Looking through the conversations.org website one morning, I ran across the expanded version of Bob's Think Tank I'd written for works & conversations
#13 in 2006. Fourteen years had passed since its appearance in The Secret Alameda
#5. And nineteen more years had passed since then. Revisiting the story took me back over thirty years. And once again, I felt compelled to write a little more about the whole thing. Its transformation from being just a newsstand into being its proprietor Bob's think tank had been, for me, both pricelessly droll and an exemplar of a speciifc reality - unknown in its extent - that is, the natural pondering of the mystery of life that takes place among people - pondering done without institutional certification and without an intended audience save, perhaps, a family menber and a friend or two, but no less authentically.
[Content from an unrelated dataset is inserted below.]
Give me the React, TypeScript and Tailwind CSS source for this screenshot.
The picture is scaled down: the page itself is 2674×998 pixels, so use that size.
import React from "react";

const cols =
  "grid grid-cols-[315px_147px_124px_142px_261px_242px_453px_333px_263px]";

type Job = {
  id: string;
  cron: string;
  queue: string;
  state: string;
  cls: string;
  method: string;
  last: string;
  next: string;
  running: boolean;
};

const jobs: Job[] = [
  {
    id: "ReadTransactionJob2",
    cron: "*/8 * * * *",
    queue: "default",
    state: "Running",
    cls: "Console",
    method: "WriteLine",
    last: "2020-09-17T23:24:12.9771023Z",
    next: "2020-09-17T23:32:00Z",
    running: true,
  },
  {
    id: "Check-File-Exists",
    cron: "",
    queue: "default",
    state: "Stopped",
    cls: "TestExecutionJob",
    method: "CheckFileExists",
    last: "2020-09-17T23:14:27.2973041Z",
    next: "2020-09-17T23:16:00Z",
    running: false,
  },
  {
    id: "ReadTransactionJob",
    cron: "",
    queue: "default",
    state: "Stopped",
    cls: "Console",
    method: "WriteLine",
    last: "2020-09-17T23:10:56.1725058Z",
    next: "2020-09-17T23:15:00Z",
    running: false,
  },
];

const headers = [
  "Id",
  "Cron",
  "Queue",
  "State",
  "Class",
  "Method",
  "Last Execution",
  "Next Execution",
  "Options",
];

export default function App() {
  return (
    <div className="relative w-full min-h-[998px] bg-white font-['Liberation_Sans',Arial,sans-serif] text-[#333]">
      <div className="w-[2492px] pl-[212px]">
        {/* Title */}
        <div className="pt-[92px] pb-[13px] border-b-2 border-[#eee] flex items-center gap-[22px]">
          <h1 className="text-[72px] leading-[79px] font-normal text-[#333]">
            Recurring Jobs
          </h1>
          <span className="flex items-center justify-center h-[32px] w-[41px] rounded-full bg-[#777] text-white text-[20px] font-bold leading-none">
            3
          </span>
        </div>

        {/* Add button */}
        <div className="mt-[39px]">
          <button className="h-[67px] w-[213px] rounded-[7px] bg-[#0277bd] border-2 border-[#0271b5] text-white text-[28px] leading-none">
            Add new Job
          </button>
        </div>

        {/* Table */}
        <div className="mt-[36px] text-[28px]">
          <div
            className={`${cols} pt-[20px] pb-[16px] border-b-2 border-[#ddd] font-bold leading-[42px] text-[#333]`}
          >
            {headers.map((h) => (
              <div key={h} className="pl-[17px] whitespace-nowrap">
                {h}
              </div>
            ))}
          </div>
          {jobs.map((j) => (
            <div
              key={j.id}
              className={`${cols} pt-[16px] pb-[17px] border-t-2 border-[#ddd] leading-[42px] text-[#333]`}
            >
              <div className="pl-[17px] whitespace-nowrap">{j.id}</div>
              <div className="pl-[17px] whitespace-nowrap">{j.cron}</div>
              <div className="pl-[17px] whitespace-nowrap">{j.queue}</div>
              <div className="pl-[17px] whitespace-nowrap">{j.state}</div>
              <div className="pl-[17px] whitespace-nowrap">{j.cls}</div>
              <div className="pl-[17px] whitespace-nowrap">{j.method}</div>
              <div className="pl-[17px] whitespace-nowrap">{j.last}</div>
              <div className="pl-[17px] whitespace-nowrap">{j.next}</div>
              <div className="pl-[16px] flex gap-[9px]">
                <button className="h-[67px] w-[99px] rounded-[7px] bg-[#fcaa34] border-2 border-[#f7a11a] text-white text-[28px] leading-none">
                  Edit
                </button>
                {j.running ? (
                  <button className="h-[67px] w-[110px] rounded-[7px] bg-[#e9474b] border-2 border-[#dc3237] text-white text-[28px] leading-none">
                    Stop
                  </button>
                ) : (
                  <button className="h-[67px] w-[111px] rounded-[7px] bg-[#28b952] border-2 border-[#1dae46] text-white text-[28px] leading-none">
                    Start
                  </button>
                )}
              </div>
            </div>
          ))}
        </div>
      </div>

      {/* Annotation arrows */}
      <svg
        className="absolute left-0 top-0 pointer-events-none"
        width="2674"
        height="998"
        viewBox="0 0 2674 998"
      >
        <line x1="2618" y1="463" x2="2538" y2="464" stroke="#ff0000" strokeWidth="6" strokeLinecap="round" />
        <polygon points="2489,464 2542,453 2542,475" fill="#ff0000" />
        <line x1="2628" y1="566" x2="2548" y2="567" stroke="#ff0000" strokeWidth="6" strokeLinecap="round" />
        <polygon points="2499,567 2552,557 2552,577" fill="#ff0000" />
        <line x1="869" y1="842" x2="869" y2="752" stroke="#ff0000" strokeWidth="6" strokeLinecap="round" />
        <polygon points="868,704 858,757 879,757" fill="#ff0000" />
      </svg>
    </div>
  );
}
We never hear about it and, truthfully, one wonders how much such a natural pondering of deep questions still takes place, given the media trance in which we now live and which deprives us of those moments of pondering that can flower while sitting alone and out of reach of those devices that whisper their beguiling call without ceasing.
And so I ran across the article. It was on the morning of January 24th, 2022. Once again, l savored the memory and then, suddenly, I wondered: does the old newsstand still exist
? Could it possibly?
There was only one thing to do. Thus it was that I found myself moving slowly through traffic lights on Alameda's Park St. making my way toward Santa Clara Ave. I did not expect to see anything, and yet, who knew? I couldn't rule it out.
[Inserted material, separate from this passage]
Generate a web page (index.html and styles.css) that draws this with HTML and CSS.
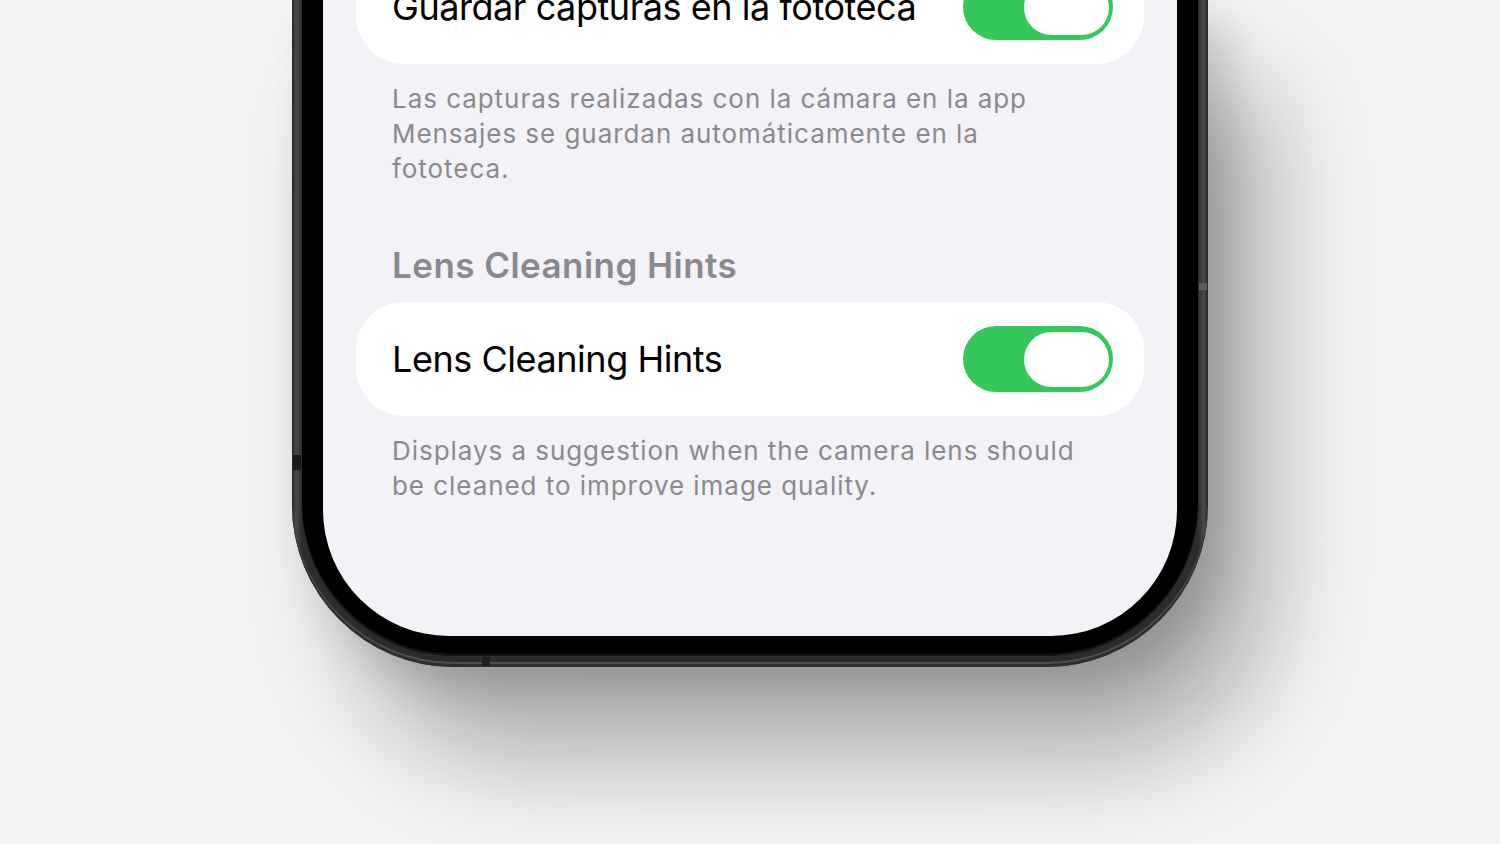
FILE: index.html
```html
<!DOCTYPE html>
<html lang="es">
<head>
    <meta charset="UTF-8">
    <meta name="viewport" content="width=device-width, initial-scale=1.0">
    <title>Ajustes de Cámara</title>
    <link rel="stylesheet" href="styles.css">
</head>
<body>
    <div class="stage">
        <div class="phone">
            <!-- antenna seams on the frame -->
            <span class="seam seam-left"></span>
            <span class="seam seam-right"></span>
            <span class="seam seam-bottom"></span>
            <div class="bezel">
                <div class="screen">
                    <div class="card card-first">
                        <span class="card-label">Guardar capturas en la fototeca</span>
                        <span class="toggle on"><span class="knob"></span></span>
                    </div>
                    <p class="footnote">Las capturas realizadas con la cámara en la app Mensajes se guardan automáticamente en la fototeca.</p>

                    <h3 class="section-title">Lens Cleaning Hints</h3>
                    <div class="card">
                        <span class="card-label">Lens Cleaning Hints</span>
                        <span class="toggle on"><span class="knob"></span></span>
                    </div>
                    <p class="footnote">Displays a suggestion when the camera lens should be cleaned to improve image quality.</p>
                </div>
            </div>
        </div>
    </div>
</body>
</html>
```

FILE: styles.css
```css
/* page */
body, html {
    margin: 0;
    padding: 0;
    height: 100%;
    overflow: hidden;
    background-color: #f4f4f4;
    font-family: 'Inter', 'Noto Sans', sans-serif;
}

.stage {
    display: flex;
    justify-content: center;
}

/* phone body: rim > black bezel > screen */
.phone {
    position: relative;
    width: 916px;
    height: 667px;
    box-sizing: border-box;
    padding: 0 10px 11px;
    background: linear-gradient(90deg,
        #262628 0, #4a4a4c 4px, #2c2c2e 10px,
        #2c2c2e calc(100% - 10px), #4a4a4c calc(100% - 4px), #262628 100%);
    border-radius: 0 0 162px 162px;
    box-shadow:
        inset 0 -3px 0 #2e2e30,
        inset 0 -5px 0 #4f4f51,
        20px 20px 40px rgba(0, 0, 0, 0.14),
        60px 90px 110px rgba(0, 0, 0, 0.3);
}

.bezel {
    position: relative;
    z-index: 1;
    height: 100%;
    box-sizing: border-box;
    padding: 0 21px 20px;
    background-color: #000;
    border-radius: 0 0 152px 152px;
    box-shadow: inset 0 -2px 0 #161616;
}

.screen {
    height: 100%;
    box-sizing: border-box;
    padding: 0 33px;
    overflow: hidden;
    background-color: #f2f2f7;
    border-radius: 0 0 126px 126px;
}

.seam {
    position: absolute;
    background-color: #5c5c5e;
    z-index: 2;
}

.seam-left {
    left: 1px;
    top: 455px;
    width: 8px;
    height: 15px;
    background-color: #1a1a1a;
}

.seam-right {
    right: 1px;
    top: 283px;
    width: 8px;
    height: 7px;
}

.seam-bottom {
    left: 190px;
    bottom: 1px;
    width: 8px;
    height: 9px;
    background-color: #1e1e1e;
}

/* settings list */
.card {
    display: flex;
    align-items: center;
    justify-content: space-between;
    height: 114px;
    padding: 0 31px 0 36px;
    background-color: #fff;
    border-radius: 48px;
}

.card-first {
    margin-top: -50px;
}

.card-label {
    font-size: 36px;
    color: #000;
    letter-spacing: -0.45px;
}

.toggle {
    display: flex;
    align-items: center;
    justify-content: flex-end;
    width: 150px;
    height: 66px;
    box-sizing: border-box;
    padding: 0 4px;
    border-radius: 33px;
    background-color: #e5e5ea;
}

.toggle.on {
    background-color: #34c759;
}

.knob {
    width: 85px;
    height: 55px;
    border-radius: 28px;
    background-color: #fff;
}

.footnote {
    margin: 17px 0 0;
    padding: 0 55px 0 36px;
    font-size: 26px;
    line-height: 35px;
    letter-spacing: 0.95px;
    color: #8a8a8e;
}

.section-title {
    margin: 58px 0 16px;
    padding-left: 36px;
    font-size: 35px;
    line-height: 42px;
    font-weight: 600;
    letter-spacing: 0.45px;
    color: #8a8a8e;
}
```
As I came closer on a slow roll down the street it was as if I was trying to pull the car closer with my eyes, straining to see — and suddenly, there it was. A little wooden structure. And then I was able to make out, yes, two newspapers - one on either side of its little window. The newsstand was still there! I felt both a surge of joy and sadness at the same time. It was there, but so reduced.
I turned right and found a place to park on Santa Clara. As I walked toward the newsstand all I could see what its back. Coming around to the front I looked in. Yes, a real person was in there. Stanley as I soon discovered.
I told him I'd lived in Alameda and used to frequent the newsstand. I bought a copy of the SF Chronicle
. Two dollars. He was happy to chat.
"How's the newsstand going?" I asked.
"It's not going to last much longer," he said. It was something about the electrical service. He didn't know exactly what the problem was, but felt sure the time for the newsstand was quickly coming to an end.
I nodded in sympathy and asked him if he was a literary man.
"Literary? What do you mean?"
"Well, you're spending a lot of time with newsspapers and so I just wondered if you liked to read - books or anything?
He paused for a few moments and then said, "Well, I'm reading a book right now."
"Oh? What's it about?" I asked him.
"It's about the creation stories of different cultures around the world," he said.
"Yes. Like how was the world created. How do people from different cultures explain that? You know, over time."
As I drove back home, what was I feeling? It was complicated. Later that evening, I realized, with a shock, that in my short exchange, Stanley had expressed his interest in something deep, very deep - cosmological, in fact. Cosmological. What were the chances?